> _WHAT NEEDS TO BE DONE_:
Give the number of lines holding the string "page" and nothing more.

[BEGIN RECORDED INFORMATION]

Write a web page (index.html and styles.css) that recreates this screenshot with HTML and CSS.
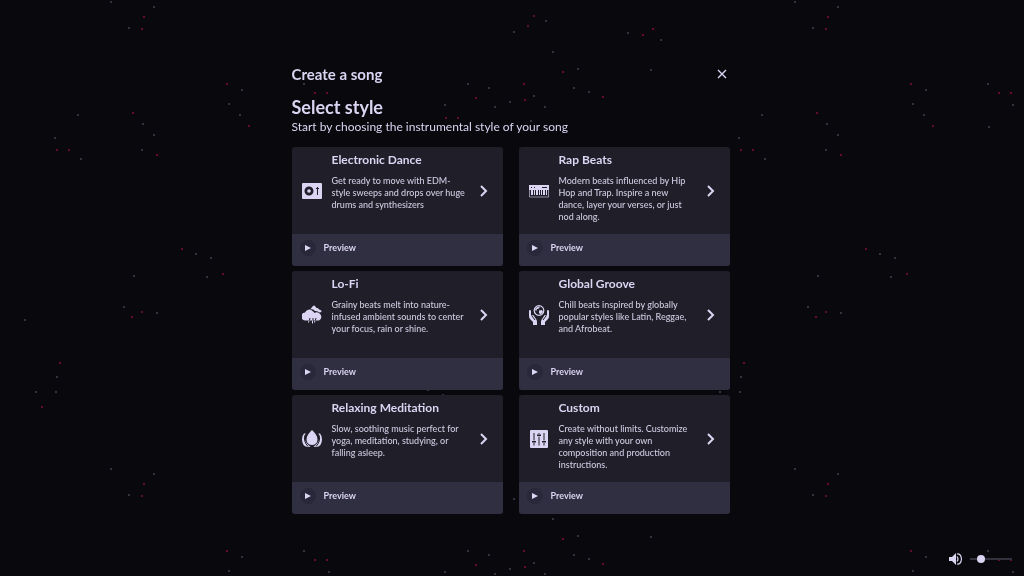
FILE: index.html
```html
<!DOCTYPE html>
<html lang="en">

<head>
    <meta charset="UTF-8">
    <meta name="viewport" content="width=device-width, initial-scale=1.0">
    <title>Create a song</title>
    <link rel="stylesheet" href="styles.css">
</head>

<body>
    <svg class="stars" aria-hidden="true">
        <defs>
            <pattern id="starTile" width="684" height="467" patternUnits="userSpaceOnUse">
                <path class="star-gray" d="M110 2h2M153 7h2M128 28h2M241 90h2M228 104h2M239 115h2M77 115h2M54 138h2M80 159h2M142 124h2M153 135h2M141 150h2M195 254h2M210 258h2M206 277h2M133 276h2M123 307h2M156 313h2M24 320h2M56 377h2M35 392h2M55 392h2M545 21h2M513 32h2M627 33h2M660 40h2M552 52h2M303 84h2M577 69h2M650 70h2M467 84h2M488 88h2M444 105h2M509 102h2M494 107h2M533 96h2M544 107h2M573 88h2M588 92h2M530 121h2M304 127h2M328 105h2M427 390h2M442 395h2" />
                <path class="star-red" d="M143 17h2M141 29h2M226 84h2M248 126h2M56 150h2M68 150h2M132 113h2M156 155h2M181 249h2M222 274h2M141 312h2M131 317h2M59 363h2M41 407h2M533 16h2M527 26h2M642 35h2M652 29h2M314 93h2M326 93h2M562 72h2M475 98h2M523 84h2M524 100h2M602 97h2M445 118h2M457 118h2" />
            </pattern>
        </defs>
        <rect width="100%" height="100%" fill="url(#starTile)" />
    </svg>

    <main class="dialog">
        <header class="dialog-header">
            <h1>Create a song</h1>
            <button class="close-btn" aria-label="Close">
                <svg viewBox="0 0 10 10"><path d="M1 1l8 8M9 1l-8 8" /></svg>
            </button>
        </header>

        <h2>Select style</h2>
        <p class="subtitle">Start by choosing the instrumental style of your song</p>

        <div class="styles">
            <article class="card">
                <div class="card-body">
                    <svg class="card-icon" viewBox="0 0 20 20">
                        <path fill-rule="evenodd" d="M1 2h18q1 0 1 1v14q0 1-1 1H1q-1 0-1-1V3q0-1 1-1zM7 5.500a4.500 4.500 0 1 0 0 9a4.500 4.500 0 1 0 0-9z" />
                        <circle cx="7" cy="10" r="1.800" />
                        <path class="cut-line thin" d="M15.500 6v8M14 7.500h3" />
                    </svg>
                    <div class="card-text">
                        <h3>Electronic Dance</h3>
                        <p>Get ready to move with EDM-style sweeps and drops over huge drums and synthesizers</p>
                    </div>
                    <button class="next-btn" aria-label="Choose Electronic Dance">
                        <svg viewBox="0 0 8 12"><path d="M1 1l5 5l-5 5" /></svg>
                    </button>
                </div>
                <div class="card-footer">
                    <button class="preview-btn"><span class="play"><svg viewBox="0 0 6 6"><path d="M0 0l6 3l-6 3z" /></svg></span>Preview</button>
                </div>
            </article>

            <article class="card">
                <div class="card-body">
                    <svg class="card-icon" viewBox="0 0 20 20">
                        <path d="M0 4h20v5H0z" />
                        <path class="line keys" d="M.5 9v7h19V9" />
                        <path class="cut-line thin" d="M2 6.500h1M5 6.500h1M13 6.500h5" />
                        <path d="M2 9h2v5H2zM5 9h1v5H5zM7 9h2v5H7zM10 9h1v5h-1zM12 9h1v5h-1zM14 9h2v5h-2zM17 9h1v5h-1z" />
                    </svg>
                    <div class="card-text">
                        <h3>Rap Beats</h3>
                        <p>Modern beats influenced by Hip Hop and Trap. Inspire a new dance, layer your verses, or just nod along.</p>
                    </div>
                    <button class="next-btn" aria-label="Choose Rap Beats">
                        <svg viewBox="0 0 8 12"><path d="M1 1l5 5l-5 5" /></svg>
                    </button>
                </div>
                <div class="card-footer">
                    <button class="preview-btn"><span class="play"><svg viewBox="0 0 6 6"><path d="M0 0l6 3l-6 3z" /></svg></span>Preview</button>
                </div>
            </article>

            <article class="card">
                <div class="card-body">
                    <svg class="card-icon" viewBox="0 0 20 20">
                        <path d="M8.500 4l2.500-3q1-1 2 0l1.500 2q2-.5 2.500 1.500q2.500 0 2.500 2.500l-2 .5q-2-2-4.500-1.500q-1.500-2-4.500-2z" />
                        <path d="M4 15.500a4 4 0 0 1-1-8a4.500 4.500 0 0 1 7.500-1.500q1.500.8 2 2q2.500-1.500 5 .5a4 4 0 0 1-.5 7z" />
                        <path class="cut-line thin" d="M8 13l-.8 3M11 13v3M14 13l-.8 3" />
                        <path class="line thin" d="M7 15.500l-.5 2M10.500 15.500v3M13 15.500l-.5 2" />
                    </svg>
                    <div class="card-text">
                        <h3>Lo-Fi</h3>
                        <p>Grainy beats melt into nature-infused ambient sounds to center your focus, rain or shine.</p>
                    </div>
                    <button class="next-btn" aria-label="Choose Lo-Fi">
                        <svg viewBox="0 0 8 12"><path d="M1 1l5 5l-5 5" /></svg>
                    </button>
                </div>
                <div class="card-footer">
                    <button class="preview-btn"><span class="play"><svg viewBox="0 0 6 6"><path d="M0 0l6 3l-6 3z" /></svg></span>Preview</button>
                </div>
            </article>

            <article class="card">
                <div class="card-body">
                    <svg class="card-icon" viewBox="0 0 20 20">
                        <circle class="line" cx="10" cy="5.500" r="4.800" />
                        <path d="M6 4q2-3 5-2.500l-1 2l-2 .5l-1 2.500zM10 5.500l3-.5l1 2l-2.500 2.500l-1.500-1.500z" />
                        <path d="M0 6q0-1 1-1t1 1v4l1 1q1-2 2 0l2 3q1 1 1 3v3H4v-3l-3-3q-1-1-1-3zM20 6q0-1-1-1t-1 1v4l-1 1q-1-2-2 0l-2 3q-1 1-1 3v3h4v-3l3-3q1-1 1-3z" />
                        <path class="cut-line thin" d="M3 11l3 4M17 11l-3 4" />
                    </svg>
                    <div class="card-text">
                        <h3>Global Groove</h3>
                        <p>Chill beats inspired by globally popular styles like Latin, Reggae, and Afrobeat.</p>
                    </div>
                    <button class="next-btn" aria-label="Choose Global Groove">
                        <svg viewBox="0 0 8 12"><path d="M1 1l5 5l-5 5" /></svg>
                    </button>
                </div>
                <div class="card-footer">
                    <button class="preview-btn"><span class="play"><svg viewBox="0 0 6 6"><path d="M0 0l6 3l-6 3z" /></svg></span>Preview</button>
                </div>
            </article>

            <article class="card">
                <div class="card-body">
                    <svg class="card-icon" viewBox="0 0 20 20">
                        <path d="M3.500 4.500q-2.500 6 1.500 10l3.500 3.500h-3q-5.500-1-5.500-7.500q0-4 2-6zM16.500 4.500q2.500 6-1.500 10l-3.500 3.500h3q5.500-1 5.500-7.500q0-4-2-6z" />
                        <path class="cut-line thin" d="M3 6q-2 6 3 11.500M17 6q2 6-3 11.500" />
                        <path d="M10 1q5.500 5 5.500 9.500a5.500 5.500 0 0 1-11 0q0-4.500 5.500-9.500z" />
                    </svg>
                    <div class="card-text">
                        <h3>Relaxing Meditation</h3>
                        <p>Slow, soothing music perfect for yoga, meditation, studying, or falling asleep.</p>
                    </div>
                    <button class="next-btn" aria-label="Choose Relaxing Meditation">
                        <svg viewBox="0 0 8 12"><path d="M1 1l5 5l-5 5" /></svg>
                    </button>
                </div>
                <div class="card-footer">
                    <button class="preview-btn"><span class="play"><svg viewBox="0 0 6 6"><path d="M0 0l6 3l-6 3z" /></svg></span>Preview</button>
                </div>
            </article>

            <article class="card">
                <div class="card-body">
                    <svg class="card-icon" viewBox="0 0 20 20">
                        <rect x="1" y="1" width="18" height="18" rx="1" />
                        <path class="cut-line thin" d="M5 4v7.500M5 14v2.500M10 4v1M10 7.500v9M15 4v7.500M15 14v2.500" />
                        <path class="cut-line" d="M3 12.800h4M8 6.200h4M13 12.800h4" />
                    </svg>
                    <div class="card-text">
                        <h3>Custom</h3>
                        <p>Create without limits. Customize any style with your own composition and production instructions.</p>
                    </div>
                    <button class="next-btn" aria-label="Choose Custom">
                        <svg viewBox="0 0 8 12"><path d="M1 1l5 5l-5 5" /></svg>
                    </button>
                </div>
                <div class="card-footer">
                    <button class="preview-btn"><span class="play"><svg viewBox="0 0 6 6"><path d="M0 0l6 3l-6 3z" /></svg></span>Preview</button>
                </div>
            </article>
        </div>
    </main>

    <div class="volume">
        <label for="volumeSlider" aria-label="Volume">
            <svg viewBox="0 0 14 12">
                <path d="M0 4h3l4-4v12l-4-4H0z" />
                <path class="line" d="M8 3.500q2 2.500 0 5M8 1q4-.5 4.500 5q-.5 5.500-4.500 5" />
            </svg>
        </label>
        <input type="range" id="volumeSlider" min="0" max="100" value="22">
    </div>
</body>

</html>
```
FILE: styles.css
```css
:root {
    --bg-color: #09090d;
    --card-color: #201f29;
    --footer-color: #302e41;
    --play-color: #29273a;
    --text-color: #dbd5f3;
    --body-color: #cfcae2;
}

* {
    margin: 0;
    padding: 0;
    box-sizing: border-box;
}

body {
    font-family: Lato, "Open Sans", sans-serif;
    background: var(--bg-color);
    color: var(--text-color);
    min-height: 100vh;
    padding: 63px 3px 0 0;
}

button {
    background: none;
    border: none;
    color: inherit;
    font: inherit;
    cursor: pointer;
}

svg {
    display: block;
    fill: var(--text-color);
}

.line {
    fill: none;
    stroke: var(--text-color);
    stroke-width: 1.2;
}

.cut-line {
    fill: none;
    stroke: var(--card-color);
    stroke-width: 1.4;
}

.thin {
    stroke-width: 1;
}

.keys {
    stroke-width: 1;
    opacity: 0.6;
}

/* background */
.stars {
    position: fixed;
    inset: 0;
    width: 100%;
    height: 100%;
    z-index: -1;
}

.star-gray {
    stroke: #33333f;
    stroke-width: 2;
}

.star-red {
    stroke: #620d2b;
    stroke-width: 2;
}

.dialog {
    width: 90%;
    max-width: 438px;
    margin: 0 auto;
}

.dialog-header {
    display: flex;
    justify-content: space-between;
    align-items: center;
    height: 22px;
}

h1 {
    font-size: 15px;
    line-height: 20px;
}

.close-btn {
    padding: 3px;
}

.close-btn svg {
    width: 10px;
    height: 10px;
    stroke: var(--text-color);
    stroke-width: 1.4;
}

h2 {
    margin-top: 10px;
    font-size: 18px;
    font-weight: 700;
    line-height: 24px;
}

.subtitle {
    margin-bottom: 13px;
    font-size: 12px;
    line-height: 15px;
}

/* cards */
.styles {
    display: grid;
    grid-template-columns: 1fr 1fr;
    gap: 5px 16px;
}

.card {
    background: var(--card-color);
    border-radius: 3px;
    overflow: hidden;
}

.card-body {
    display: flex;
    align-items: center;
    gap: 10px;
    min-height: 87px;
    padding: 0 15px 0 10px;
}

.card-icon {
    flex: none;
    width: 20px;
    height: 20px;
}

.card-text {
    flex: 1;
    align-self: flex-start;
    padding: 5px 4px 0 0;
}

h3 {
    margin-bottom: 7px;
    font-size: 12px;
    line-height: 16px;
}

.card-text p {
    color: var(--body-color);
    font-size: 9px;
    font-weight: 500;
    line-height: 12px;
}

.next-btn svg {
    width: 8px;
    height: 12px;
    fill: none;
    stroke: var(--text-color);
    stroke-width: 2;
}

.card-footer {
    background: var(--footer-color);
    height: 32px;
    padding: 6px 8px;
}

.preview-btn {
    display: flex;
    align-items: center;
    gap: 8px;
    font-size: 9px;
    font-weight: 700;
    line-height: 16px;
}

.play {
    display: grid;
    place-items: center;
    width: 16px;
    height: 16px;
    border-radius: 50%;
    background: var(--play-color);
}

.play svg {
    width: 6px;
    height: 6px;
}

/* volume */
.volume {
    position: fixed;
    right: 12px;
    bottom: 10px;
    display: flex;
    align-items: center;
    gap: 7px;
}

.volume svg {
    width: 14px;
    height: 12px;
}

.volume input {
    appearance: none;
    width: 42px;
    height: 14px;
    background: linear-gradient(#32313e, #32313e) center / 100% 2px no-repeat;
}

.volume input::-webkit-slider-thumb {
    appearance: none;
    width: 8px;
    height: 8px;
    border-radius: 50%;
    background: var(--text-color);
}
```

[END RECORDED INFORMATION]
[BEGIN RECORDED INFORMATION]

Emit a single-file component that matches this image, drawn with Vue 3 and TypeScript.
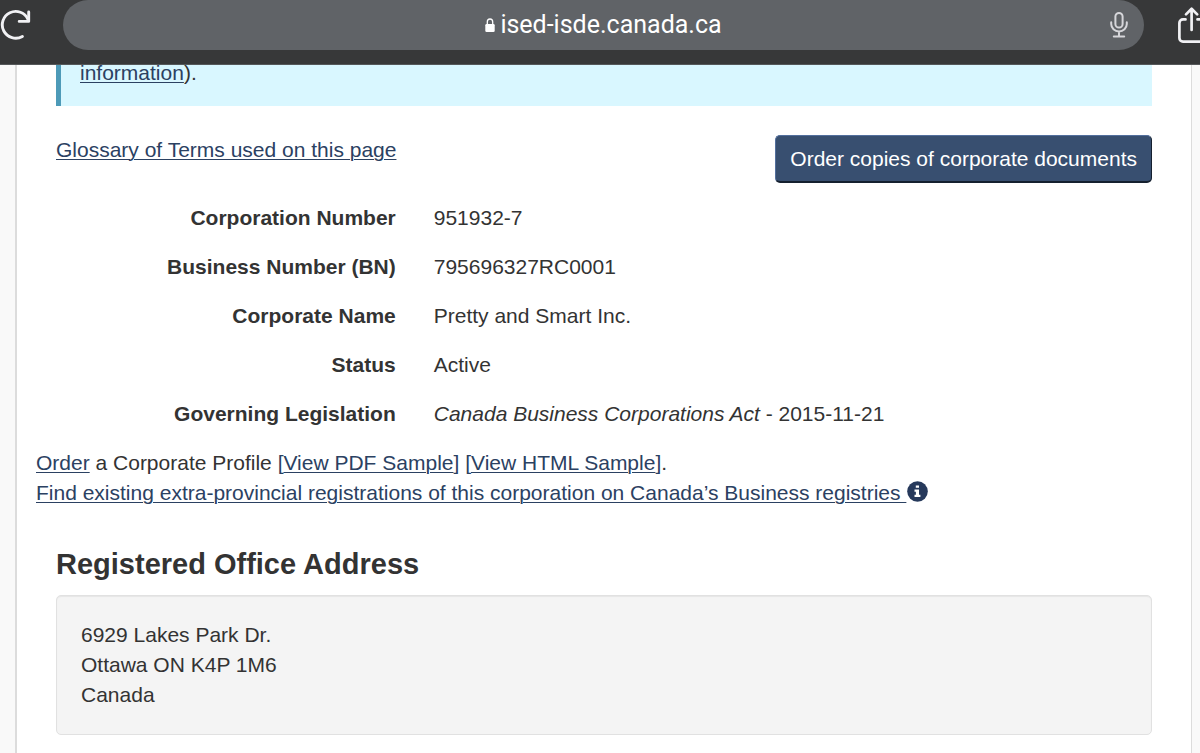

[END RECORDED INFORMATION]
[BEGIN RECORDED INFORMATION]

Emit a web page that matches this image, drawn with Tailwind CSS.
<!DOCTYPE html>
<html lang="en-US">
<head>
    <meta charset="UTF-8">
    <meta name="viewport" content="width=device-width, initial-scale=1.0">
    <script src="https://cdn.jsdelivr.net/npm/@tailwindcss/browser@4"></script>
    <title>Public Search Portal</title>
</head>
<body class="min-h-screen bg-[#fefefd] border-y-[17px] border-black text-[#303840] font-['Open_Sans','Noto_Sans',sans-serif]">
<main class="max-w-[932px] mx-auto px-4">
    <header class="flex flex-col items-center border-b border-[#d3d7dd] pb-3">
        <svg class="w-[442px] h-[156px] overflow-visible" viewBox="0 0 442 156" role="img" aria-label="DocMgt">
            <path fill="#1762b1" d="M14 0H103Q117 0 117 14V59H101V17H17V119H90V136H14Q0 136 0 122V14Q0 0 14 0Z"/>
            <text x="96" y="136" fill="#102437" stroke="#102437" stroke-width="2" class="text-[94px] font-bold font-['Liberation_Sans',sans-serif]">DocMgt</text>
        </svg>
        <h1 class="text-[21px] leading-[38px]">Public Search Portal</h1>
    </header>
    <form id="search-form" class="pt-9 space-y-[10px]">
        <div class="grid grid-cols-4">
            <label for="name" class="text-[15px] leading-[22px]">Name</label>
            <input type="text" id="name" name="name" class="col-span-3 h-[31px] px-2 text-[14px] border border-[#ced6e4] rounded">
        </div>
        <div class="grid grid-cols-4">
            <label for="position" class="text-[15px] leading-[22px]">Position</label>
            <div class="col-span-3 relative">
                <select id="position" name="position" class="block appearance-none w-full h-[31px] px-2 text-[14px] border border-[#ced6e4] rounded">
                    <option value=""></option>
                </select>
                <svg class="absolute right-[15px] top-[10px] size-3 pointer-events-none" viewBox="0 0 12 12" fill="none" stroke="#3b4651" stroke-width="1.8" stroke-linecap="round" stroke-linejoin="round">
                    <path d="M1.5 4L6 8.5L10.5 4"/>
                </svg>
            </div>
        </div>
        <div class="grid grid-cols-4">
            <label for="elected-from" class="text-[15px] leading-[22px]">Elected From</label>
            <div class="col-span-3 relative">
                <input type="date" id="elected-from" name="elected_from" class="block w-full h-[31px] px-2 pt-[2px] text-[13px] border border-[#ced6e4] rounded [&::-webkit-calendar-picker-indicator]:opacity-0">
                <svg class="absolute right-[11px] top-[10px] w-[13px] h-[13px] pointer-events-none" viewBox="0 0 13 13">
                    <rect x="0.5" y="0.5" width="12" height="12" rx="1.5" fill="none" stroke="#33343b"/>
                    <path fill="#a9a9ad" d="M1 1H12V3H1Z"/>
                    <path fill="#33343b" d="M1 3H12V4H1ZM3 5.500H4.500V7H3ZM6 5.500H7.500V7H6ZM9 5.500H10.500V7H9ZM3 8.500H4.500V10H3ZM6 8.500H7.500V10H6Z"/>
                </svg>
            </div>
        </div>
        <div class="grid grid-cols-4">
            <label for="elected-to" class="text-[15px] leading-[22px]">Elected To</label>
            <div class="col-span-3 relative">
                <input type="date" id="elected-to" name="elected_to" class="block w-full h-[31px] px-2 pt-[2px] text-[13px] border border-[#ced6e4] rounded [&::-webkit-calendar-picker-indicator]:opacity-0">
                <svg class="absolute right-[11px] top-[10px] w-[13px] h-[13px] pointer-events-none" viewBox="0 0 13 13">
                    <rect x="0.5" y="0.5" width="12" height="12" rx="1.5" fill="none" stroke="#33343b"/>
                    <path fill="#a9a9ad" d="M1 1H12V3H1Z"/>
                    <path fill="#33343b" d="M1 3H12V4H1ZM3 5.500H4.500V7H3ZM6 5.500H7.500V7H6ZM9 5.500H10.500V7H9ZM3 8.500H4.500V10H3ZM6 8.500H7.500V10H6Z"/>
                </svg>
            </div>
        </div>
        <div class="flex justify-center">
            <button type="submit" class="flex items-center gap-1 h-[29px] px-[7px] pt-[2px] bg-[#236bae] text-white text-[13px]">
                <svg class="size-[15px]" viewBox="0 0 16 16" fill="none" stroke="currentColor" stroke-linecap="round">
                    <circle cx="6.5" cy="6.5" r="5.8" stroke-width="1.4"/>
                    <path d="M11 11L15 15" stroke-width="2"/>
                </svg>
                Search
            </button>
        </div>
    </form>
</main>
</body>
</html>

[END RECORDED INFORMATION]

> _SOLUTION TO THIS PROBLEM_:
2